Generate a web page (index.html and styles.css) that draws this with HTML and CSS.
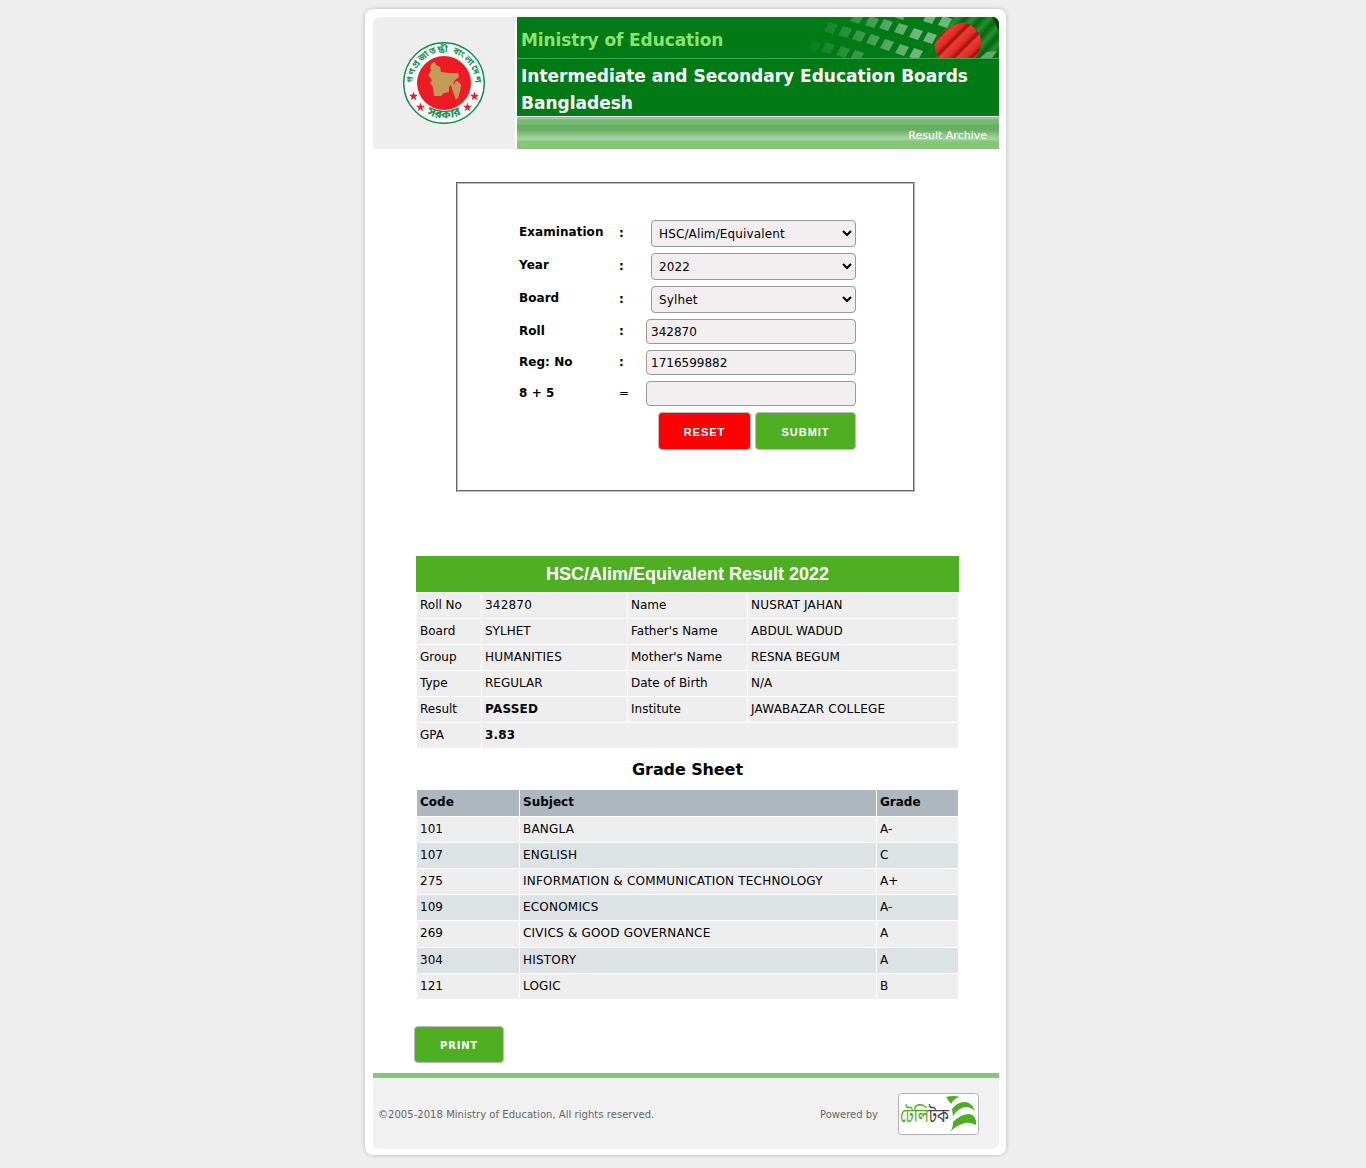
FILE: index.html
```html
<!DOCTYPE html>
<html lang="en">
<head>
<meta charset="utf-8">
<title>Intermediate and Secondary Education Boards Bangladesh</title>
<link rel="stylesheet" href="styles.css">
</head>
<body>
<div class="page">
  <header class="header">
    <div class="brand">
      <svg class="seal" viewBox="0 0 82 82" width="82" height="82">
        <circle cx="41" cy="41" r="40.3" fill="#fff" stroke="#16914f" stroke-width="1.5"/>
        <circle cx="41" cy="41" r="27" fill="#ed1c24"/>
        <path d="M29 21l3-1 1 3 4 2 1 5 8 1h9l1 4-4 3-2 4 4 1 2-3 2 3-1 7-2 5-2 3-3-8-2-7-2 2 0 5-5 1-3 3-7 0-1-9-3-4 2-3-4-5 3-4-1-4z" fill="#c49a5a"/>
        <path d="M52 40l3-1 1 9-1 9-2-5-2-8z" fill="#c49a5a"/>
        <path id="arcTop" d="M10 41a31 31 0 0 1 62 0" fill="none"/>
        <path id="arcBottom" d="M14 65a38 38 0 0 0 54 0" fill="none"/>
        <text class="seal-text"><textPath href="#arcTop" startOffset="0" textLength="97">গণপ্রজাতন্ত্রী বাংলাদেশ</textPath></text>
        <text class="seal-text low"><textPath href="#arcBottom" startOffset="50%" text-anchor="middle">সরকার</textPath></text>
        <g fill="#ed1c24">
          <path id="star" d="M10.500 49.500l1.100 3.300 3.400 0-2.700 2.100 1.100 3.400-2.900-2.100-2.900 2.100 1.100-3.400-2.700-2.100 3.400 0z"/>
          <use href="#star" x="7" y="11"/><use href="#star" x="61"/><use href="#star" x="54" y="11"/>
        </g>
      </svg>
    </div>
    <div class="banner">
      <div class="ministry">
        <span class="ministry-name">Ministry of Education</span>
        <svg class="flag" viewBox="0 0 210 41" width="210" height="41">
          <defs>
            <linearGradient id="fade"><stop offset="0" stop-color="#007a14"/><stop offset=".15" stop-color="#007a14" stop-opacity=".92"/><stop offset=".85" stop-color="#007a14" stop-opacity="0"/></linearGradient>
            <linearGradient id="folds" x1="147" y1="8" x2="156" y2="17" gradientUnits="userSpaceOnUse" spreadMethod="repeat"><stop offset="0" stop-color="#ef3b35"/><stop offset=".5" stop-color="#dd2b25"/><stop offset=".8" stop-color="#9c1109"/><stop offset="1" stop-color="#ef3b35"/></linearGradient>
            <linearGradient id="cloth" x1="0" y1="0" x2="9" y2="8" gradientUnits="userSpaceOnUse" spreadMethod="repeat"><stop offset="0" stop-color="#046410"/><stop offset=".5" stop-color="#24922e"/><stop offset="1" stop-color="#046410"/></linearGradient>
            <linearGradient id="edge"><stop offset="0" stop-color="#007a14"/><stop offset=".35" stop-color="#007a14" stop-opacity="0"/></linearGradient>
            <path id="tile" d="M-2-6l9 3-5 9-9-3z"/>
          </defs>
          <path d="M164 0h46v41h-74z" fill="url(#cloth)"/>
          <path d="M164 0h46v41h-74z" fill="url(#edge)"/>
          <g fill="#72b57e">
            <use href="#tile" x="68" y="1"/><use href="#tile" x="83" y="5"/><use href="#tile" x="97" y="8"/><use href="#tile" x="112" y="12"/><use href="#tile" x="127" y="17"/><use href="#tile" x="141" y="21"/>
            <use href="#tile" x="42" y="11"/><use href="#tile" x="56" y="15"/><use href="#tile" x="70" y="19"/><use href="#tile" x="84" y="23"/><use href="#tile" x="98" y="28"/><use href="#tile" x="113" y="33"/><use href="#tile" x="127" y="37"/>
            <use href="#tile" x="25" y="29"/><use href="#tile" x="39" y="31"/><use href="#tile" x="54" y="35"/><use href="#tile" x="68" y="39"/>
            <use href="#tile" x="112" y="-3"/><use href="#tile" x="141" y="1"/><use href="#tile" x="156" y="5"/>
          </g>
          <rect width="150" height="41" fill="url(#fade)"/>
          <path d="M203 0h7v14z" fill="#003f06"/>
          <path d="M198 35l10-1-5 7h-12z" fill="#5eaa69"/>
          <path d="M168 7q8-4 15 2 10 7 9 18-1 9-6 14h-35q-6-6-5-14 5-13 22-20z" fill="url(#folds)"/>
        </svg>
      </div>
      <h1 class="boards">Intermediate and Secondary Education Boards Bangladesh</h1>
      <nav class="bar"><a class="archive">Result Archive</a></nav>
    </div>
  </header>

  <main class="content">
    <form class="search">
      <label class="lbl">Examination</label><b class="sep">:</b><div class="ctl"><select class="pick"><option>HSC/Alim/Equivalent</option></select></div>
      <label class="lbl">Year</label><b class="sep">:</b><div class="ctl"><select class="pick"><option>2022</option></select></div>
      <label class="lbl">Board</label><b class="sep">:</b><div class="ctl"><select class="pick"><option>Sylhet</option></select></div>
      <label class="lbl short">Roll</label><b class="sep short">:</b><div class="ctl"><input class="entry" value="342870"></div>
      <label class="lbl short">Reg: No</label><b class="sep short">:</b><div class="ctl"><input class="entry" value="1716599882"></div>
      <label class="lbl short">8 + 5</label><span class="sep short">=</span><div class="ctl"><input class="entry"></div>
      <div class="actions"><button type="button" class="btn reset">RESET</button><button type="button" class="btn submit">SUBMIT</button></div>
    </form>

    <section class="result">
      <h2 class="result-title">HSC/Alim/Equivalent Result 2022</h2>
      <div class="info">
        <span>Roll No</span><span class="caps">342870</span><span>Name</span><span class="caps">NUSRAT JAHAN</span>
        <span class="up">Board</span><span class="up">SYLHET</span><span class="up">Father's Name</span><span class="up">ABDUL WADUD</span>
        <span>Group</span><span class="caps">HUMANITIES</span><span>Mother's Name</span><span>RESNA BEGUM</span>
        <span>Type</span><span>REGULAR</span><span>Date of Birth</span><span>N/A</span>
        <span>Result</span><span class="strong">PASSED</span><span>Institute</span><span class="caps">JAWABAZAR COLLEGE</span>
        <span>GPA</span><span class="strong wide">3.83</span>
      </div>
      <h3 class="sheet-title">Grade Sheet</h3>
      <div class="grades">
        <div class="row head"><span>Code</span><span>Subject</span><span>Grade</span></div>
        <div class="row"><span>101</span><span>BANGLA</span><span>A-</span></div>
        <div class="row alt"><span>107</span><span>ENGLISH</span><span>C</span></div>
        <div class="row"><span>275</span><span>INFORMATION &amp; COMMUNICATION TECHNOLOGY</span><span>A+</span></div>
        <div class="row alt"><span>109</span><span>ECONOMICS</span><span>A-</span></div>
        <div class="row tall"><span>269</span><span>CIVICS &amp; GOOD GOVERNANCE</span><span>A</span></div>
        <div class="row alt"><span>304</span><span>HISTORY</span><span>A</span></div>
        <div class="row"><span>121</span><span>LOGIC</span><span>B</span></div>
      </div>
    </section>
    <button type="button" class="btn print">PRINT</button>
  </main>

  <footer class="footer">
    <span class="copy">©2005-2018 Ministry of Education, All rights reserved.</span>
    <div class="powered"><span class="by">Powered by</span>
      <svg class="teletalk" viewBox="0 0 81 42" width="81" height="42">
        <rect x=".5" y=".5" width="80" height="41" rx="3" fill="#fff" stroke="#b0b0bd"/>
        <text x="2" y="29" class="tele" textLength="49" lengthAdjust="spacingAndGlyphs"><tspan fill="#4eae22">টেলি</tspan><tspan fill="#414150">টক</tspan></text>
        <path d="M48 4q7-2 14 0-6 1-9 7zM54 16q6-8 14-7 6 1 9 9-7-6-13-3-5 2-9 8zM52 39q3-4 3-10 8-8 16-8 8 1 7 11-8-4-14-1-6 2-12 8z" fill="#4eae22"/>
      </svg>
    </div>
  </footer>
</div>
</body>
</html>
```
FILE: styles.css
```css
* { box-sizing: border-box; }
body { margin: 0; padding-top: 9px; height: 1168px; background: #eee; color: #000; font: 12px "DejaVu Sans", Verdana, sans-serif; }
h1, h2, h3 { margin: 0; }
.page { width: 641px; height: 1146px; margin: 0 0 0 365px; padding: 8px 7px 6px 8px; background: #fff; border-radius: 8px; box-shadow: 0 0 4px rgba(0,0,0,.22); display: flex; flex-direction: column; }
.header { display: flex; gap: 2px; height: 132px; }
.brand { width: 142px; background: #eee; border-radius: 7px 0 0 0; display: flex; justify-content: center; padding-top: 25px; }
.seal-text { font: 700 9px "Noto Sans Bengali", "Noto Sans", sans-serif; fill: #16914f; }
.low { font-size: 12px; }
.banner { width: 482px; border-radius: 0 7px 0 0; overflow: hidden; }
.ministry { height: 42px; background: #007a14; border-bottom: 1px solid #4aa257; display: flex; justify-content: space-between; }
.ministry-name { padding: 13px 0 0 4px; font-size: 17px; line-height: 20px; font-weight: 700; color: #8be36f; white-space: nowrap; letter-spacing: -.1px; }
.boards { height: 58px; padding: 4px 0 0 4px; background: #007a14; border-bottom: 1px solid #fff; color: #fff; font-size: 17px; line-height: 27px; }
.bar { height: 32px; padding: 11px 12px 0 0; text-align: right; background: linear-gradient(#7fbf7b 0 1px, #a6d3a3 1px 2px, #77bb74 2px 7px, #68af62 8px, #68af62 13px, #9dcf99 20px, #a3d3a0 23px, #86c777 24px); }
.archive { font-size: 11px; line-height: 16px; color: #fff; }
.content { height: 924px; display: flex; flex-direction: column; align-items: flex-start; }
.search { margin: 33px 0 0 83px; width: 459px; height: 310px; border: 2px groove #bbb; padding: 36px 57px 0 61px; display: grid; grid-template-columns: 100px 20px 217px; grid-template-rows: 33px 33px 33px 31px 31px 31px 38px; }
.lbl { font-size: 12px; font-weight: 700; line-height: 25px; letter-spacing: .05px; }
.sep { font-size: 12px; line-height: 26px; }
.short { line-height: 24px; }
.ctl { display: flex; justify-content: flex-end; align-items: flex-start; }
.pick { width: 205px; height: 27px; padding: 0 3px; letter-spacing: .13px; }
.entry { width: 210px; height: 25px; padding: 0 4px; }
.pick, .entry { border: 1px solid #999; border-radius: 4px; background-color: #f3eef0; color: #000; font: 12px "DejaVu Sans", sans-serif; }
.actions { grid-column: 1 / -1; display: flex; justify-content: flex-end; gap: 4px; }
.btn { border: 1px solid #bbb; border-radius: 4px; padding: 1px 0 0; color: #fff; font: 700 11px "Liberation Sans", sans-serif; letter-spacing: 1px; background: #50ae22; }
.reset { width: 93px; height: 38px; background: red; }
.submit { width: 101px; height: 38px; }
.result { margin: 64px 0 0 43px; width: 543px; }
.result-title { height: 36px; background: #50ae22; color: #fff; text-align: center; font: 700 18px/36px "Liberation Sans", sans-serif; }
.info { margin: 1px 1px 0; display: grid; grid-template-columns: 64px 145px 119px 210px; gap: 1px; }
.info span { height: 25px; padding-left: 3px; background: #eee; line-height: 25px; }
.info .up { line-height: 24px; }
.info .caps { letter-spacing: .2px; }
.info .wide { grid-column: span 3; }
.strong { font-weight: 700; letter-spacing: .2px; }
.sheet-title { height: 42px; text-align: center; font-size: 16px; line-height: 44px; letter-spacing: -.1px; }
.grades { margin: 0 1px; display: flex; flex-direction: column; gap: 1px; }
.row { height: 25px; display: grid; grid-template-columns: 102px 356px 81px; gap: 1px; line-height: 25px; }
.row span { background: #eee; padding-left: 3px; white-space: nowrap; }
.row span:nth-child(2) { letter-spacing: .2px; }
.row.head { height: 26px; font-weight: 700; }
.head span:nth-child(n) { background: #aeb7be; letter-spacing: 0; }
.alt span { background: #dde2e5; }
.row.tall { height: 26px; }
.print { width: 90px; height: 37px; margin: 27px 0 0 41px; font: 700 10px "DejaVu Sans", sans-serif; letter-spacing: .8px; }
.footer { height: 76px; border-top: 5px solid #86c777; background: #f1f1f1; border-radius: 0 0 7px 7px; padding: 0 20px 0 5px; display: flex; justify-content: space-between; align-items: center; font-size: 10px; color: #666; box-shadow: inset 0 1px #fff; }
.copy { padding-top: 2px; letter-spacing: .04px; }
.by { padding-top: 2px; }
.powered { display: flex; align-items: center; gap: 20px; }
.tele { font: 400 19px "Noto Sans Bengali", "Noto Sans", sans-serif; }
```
|---|
### What the task requires
Pick out the lines that have the word "page". Copy them all.

### Answer to this task
Generate a web page (index.html and styles.css) that draws this with HTML and CSS.
<div class="page">
.page { width: 641px; height: 1146px; margin: 0 0 0 365px; padding: 8px 7px 6px 8px; background: #fff; border-radius: 8px; box-shadow: 0 0 4px rgba(0,0,0,.22); display: flex; flex-direction: column; }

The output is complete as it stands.